Task »
Do any lines in the data below contain "with"? If so, copy every one of them.

Data lines »
=======

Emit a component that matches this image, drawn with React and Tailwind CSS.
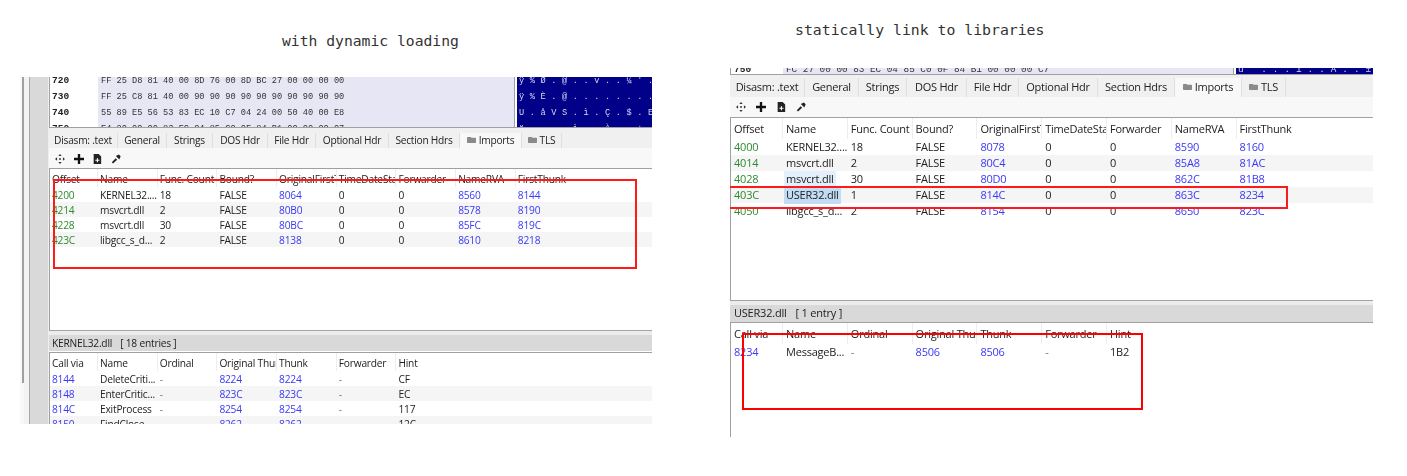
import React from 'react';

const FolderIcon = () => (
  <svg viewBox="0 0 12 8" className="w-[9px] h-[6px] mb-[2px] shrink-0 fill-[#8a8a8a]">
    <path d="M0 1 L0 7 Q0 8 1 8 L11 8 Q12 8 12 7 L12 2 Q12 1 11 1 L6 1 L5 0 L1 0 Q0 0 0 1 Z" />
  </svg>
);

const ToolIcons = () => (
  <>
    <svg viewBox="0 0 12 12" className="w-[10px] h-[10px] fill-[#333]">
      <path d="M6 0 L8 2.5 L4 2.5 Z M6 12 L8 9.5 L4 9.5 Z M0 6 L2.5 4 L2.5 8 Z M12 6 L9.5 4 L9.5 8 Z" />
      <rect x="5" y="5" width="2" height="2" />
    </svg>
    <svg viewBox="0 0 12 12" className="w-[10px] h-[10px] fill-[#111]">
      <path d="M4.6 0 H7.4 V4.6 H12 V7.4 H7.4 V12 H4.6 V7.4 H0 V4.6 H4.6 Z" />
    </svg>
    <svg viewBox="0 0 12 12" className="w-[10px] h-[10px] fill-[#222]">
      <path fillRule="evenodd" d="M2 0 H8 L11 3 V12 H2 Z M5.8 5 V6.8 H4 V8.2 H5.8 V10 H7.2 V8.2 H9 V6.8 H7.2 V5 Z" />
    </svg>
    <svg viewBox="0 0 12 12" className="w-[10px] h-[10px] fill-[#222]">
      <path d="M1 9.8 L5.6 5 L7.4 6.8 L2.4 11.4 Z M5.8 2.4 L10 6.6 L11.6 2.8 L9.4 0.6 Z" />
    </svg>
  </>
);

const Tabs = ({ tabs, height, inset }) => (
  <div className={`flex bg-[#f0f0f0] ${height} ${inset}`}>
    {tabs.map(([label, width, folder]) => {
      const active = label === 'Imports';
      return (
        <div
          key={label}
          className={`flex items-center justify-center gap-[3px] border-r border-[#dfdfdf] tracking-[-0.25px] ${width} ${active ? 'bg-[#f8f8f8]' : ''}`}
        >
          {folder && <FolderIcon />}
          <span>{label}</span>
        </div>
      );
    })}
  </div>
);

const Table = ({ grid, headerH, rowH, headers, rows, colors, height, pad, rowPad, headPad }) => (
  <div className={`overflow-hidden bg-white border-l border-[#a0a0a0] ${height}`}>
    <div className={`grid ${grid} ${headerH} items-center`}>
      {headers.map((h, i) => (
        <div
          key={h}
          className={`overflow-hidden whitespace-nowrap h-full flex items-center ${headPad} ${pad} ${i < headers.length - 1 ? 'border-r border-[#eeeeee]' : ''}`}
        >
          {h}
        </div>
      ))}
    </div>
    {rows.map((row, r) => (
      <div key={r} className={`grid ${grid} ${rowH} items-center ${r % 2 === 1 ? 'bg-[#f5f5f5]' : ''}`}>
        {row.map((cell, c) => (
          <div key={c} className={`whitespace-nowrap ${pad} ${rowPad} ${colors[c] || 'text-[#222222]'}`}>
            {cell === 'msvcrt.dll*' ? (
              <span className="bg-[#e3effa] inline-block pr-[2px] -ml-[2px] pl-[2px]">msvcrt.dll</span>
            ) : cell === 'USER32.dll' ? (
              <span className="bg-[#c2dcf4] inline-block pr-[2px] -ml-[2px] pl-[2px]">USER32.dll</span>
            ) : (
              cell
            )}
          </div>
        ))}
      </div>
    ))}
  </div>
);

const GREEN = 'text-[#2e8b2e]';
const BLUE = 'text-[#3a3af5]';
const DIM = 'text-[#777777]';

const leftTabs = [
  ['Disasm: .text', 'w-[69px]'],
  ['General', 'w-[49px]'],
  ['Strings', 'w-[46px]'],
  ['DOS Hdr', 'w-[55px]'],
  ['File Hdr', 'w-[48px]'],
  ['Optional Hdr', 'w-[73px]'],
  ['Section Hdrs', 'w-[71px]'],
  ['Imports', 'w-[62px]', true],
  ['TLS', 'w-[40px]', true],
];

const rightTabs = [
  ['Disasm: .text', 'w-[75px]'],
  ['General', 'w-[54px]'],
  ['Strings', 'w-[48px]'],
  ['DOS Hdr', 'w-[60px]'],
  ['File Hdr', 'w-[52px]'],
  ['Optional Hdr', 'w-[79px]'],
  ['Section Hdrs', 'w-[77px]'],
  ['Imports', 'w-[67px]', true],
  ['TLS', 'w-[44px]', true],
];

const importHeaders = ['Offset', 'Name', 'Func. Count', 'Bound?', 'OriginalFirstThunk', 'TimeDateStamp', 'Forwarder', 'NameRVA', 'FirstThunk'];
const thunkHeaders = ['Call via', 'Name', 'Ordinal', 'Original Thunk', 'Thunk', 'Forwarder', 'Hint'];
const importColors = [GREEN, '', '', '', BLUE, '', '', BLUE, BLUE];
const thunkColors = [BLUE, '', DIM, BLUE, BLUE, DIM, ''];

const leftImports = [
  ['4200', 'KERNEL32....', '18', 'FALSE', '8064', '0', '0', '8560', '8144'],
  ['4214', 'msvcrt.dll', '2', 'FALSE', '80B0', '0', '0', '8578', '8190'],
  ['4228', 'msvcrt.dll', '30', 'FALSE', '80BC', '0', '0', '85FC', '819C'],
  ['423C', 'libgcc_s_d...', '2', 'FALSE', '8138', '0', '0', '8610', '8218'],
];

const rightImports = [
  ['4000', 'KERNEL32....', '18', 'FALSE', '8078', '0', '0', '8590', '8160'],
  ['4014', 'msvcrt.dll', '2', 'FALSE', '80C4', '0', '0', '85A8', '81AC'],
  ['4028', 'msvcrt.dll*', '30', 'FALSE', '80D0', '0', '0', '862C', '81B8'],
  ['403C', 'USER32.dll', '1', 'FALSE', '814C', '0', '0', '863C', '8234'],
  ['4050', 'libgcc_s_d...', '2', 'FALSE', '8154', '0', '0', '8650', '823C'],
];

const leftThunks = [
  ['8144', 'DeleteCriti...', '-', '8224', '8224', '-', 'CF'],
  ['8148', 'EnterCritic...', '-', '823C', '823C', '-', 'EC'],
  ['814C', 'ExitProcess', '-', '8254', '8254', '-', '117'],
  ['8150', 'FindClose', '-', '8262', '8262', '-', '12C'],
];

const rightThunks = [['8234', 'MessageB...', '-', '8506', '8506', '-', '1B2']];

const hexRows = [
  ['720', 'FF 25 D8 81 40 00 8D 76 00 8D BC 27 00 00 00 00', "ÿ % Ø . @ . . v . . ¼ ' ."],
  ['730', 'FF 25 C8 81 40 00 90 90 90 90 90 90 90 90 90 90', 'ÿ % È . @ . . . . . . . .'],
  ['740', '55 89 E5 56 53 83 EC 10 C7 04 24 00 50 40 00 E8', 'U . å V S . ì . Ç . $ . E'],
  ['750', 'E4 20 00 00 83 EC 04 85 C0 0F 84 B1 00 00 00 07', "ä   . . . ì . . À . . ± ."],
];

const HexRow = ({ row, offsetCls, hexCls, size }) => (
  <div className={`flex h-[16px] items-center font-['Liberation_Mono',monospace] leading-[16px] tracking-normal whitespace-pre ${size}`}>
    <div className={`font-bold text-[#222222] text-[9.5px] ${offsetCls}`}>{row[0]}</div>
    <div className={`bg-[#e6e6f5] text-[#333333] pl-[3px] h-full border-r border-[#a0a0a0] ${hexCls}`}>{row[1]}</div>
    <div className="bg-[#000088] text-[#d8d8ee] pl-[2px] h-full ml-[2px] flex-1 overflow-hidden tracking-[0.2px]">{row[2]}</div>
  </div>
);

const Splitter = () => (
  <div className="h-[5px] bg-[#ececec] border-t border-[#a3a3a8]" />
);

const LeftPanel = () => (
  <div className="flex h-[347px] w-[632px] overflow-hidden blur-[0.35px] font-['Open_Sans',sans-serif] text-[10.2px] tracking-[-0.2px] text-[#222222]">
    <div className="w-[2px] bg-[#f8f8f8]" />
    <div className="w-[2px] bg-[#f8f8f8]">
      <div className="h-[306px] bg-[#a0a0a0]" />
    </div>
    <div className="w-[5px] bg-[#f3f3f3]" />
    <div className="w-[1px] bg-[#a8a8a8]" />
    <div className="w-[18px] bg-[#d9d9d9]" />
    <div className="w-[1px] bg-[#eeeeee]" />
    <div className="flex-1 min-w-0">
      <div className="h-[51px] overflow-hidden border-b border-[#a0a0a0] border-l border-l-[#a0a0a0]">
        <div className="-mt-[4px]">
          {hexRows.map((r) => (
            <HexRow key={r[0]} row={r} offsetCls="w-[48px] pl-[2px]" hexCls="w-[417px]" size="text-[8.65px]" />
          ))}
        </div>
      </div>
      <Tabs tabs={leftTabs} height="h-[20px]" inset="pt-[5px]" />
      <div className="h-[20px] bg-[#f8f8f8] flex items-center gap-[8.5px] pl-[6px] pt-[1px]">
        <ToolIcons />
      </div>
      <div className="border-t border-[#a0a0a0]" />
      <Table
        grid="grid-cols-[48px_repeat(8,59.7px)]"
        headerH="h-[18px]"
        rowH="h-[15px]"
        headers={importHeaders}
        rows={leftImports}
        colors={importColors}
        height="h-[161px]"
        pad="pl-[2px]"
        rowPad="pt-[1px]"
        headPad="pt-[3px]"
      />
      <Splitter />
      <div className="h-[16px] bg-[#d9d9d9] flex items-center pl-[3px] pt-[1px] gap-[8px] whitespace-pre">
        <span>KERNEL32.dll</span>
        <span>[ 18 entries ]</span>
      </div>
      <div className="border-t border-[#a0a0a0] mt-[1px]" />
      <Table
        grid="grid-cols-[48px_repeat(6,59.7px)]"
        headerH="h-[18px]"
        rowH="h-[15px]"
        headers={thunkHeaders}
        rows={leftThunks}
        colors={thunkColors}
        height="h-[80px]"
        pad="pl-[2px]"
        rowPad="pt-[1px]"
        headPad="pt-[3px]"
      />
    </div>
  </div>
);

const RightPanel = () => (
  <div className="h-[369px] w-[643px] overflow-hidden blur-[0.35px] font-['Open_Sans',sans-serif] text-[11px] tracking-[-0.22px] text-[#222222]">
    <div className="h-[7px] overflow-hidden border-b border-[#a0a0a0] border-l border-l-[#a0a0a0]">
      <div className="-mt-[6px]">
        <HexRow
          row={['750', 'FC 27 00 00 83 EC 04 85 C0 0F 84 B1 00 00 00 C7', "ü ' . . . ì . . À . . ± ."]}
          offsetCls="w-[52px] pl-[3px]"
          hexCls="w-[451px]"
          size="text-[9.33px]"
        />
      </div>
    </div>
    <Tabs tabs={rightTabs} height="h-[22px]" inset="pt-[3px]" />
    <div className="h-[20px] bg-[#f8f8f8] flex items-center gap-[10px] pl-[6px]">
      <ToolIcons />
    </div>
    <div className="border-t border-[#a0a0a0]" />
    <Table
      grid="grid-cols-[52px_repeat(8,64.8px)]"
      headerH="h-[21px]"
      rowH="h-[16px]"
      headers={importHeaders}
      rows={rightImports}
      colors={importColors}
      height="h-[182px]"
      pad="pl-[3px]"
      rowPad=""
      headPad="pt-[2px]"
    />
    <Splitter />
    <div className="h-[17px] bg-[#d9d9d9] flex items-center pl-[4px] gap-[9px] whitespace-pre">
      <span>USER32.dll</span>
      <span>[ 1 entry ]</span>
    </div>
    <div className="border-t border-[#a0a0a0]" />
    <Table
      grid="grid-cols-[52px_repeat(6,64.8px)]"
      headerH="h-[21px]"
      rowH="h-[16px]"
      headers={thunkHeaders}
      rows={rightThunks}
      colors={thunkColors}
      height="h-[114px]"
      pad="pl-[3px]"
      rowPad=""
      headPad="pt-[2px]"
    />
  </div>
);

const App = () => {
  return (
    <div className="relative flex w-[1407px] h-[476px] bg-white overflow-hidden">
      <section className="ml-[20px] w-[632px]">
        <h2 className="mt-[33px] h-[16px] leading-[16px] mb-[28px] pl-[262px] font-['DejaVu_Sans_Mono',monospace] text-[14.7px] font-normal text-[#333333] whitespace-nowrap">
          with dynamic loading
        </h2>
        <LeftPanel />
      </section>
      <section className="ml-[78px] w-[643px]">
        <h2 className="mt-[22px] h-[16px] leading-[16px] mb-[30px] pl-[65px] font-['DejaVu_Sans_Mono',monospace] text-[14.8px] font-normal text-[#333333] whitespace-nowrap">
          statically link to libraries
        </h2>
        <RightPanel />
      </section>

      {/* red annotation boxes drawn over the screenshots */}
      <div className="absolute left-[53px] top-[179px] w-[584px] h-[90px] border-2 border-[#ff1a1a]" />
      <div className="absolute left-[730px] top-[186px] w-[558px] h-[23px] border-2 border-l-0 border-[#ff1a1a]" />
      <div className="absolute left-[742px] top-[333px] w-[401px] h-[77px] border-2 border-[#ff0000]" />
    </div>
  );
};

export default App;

=======

Full output »
Emit a component that matches this image, drawn with React and Tailwind CSS.
          with dynamic loading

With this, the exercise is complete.